TASK TO COMPLETE:
Only the lines from the start of the data to the line containing "h-[24.5px] border border-[#767676]", both included, should be output, exactly and without pictures.

DATA SEGMENT:
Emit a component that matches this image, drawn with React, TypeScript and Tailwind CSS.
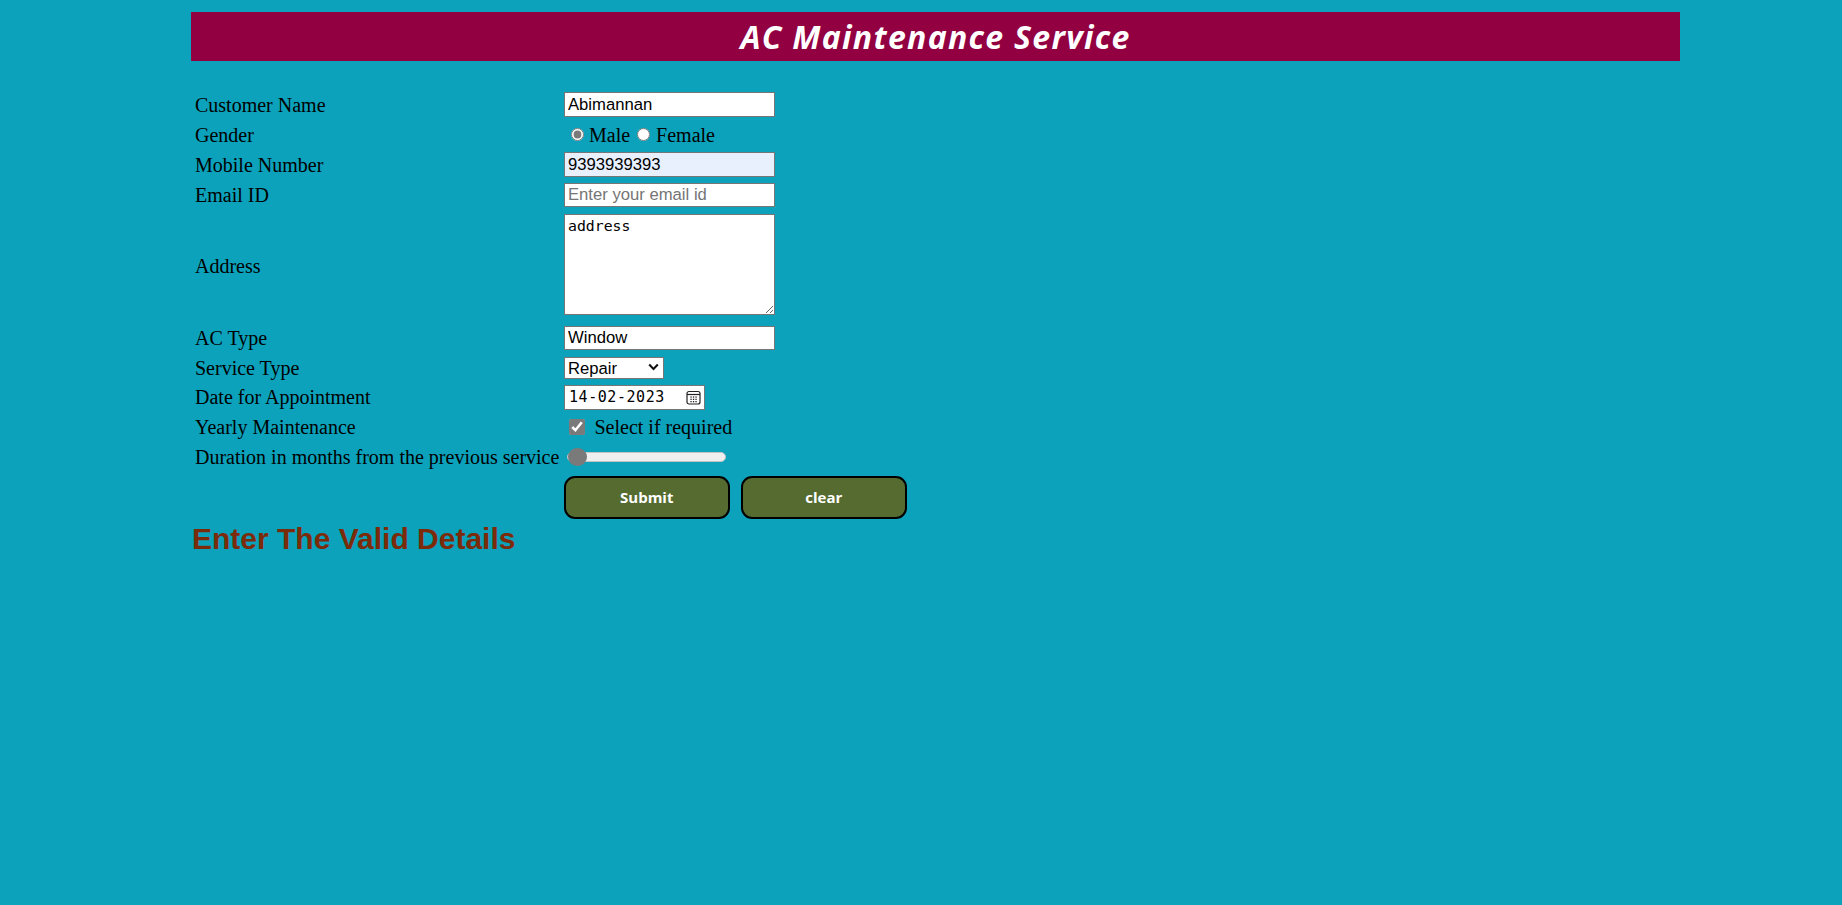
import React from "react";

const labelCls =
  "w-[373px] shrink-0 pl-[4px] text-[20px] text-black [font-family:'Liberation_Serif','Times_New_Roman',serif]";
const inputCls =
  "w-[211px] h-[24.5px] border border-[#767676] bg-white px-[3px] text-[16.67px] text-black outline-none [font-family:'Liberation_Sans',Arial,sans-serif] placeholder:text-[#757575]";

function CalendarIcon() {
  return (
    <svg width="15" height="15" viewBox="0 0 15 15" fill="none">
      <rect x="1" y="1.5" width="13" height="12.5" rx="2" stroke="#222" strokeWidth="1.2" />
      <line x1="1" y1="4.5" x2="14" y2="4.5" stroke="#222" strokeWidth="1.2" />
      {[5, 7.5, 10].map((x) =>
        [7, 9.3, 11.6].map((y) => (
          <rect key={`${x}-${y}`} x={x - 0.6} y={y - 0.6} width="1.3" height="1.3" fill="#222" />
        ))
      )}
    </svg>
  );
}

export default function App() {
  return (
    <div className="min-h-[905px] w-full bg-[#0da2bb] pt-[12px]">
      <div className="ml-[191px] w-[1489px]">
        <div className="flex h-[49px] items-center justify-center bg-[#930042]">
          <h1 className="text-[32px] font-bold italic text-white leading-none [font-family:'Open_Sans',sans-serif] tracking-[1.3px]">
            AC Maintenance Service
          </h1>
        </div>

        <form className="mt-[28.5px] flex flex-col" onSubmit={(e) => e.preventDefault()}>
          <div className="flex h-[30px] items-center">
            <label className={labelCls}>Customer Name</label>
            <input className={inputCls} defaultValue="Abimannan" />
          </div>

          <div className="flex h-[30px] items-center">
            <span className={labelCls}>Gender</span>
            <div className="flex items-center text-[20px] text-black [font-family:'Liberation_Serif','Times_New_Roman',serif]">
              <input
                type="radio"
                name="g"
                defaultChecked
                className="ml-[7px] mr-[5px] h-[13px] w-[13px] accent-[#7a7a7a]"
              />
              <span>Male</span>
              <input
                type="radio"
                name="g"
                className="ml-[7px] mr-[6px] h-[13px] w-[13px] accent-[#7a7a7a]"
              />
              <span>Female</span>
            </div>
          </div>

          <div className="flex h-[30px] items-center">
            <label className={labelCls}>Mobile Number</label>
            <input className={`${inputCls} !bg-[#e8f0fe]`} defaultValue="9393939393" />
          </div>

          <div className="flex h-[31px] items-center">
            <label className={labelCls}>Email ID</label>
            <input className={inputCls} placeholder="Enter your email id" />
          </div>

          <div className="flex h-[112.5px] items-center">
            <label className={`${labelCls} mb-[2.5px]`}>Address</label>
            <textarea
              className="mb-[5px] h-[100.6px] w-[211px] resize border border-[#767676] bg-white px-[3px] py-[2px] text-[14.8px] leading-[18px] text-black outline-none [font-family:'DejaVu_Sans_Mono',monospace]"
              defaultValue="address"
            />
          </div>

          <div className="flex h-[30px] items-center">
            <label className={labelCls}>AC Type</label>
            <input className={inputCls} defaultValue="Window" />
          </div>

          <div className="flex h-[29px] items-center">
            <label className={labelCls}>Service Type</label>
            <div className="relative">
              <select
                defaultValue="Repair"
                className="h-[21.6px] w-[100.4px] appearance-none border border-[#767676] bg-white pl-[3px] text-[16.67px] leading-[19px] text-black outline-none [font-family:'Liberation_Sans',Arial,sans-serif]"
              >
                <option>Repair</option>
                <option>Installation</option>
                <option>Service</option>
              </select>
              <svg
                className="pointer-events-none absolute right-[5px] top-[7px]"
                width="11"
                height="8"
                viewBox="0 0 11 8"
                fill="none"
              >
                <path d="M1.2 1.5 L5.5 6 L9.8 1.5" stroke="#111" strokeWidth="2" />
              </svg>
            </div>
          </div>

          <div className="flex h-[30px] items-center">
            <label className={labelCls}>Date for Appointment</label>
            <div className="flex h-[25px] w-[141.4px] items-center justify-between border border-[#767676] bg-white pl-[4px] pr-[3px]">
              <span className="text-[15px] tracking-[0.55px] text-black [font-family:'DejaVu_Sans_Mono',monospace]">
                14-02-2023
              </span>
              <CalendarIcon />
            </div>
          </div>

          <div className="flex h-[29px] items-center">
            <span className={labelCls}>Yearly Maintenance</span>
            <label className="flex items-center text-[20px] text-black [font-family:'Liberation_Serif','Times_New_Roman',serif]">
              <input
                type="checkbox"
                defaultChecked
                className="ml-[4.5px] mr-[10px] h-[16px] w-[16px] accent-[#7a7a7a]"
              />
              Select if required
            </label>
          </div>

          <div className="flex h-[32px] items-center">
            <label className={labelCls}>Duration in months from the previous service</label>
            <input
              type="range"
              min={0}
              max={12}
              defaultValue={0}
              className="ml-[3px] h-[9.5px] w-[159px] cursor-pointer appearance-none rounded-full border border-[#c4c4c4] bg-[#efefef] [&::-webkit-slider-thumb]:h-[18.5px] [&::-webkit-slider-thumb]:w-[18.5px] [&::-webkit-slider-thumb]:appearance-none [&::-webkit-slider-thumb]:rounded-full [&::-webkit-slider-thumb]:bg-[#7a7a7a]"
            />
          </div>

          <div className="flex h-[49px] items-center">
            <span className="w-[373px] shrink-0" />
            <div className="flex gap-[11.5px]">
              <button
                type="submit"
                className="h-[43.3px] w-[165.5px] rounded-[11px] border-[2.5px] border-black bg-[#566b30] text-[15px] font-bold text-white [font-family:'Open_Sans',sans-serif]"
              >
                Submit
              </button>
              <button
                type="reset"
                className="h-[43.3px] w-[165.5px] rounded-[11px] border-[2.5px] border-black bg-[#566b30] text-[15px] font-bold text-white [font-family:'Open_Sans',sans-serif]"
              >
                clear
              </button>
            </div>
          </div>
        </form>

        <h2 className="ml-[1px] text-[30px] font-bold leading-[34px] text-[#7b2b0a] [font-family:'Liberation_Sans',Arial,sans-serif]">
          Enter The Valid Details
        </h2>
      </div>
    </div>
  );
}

RESPONSE BELOW:
Emit a component that matches this image, drawn with React, TypeScript and Tailwind CSS.
import React from "react";

const labelCls =
  "w-[373px] shrink-0 pl-[4px] text-[20px] text-black [font-family:'Liberation_Serif','Times_New_Roman',serif]";
const inputCls =
  "w-[211px] h-[24.5px] border border-[#767676] bg-white px-[3px] text-[16.67px] text-black outline-none [font-family:'Liberation_Sans',Arial,sans-serif] placeholder:text-[#757575]";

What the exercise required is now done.